C'est l'une des forces de l'ouvrage de situer les sources de la fracture aux penseurs des Lumières, là où, d'après lui, s'originent à la fois un XIXè siècle porté par le capitalisme industriel, l'enrichissement des capitaines d'industrie et un autre XIXè siècle fait de la montée des classes ouvrières mais aussi des anarchismes et des révoltes populaires.
Voltaire, c'est l'individu rationnel poursuivant son intérêt personnel. Dans Les Confessions, Rousseau décrit un être humain sujet à des pulsions conflictuelles, un marginal déraciné dans la métropole marchande, aspirant à y trouver une place et luttant avec des sentiments complexes d'envie, de fascination, de révulsion et de rejet (p. 116). Pankaj Mishra nous rappelle les mots de Voltaire sur Rousseau : un déclassé prémonitoire, un fou intéressant, un gueux qui voudrait que les riches soient volés par les pauvres
.
Au XVIIIè siècle, en France, opinions et débats se tenaient entre gens-comme-il-faut
, dans les salons, par des relations de face à face. Aujourd'hui, du fait de l'ampleur du ressentiment et des frustrations, dans un contexte d'accélération digitale exponentielle, le lieu des débats et des opinions est occupé par des racistes, des misogynes ou des meutes de lyncheurs souvent anonymes
. (p. 204)
Guerres du monde intérieur
Pour Mishra, la résurgence politique du nationalisme montre que le ressentiment des laissés-pour-compte par l'économie mondialisée ou méprisés en politique, dans l'entreprise ou les médias connaît son expression la plus menaçante dans l'anarchisme violent des déshérités et des superflus
, héritier du nihilisme anarchiste européen de la fin du XIXè siècle. (p. 325) Pourquoi passent-ils à l'acte aujourd'hui ? Inégalités croissantes, sentiment d'impasse, absence d'institutions médiatrices, désespérance politique générale, absence de sens...
Je peux tout pardonner, sauf que tu sois, que tu sois qui tu es, que je ne sois pas qui tu es.
La guerre civile mondiale est, pour l'auteur, un événement profondément intime, qui passe par l'âme et le coeur des individus.
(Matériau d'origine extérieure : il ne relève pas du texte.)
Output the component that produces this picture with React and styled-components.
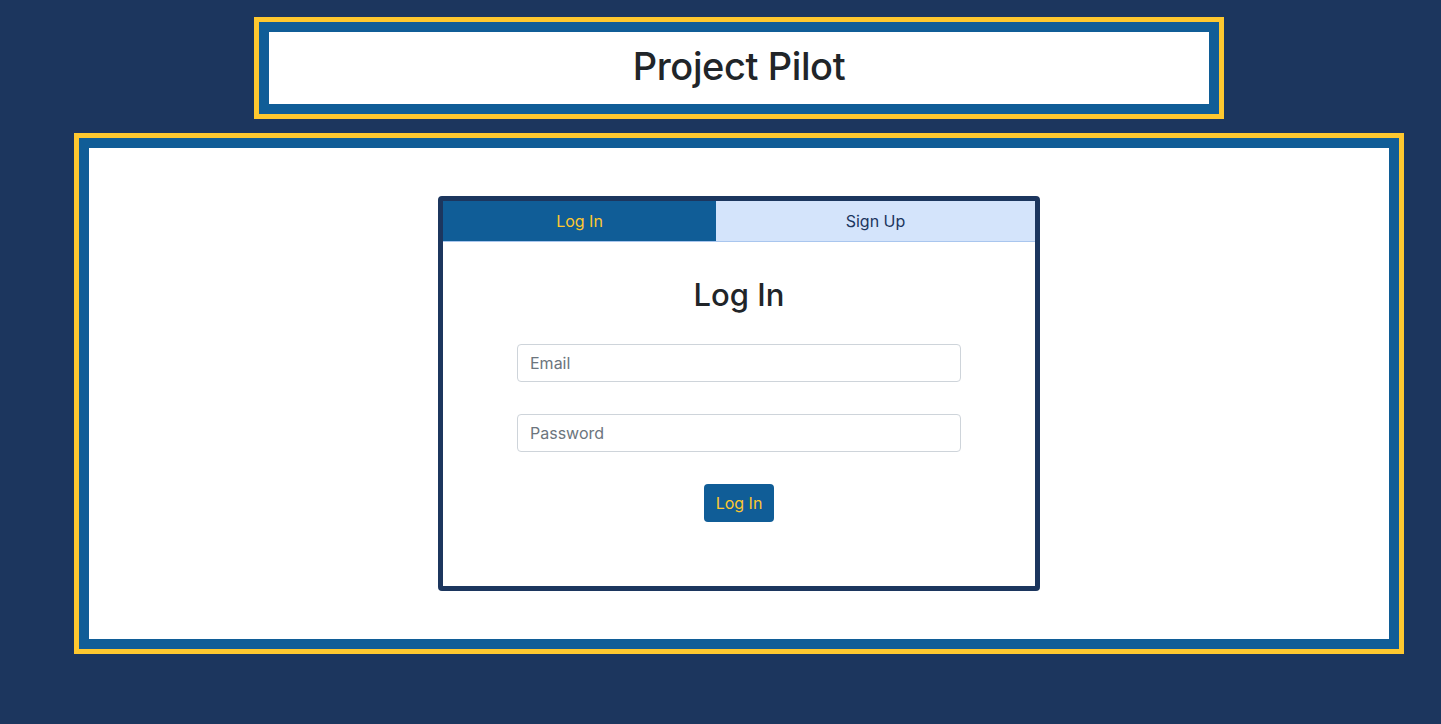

Nous devons examiner notre propre rôle dans la culture qui alimente la vanité insatiable et le narcissisme creux
. (p. 389)
Il y a manifestement beaucoup plus d'aspirations qu'on n'en peut réaliser à l'heure de la liberté et de l'entrepreneuriat ; plus de désirs d'objets de consommation qu'un revenu effectif n'en peut procurer ; plus de rêves que n'en pourrait exaucer une société stable par la redistribution et la multiplication des chances ; plus de mécontentements que n'en peuvent apaiser la politique ou les thérapies traditionnelles ; plus d'exigences de statuts symboliques et de marques personnelles qu'on n'en peut acquérir par des moyens non criminels ; plus de revendications de célébrité que n'en peuvent satisfaire des moments d'une attention toujours plus morcelée ; plus de stimulations venant des médias d'information qu'il n'est possible de convertir en action ; et plus d'indignation qu'on n'en peut exprimer sur les réseaux sociaux
(p. 401). L'âge de la colère n'en est probablement encore qu'à ses commencements. Au grand risque des démocraties.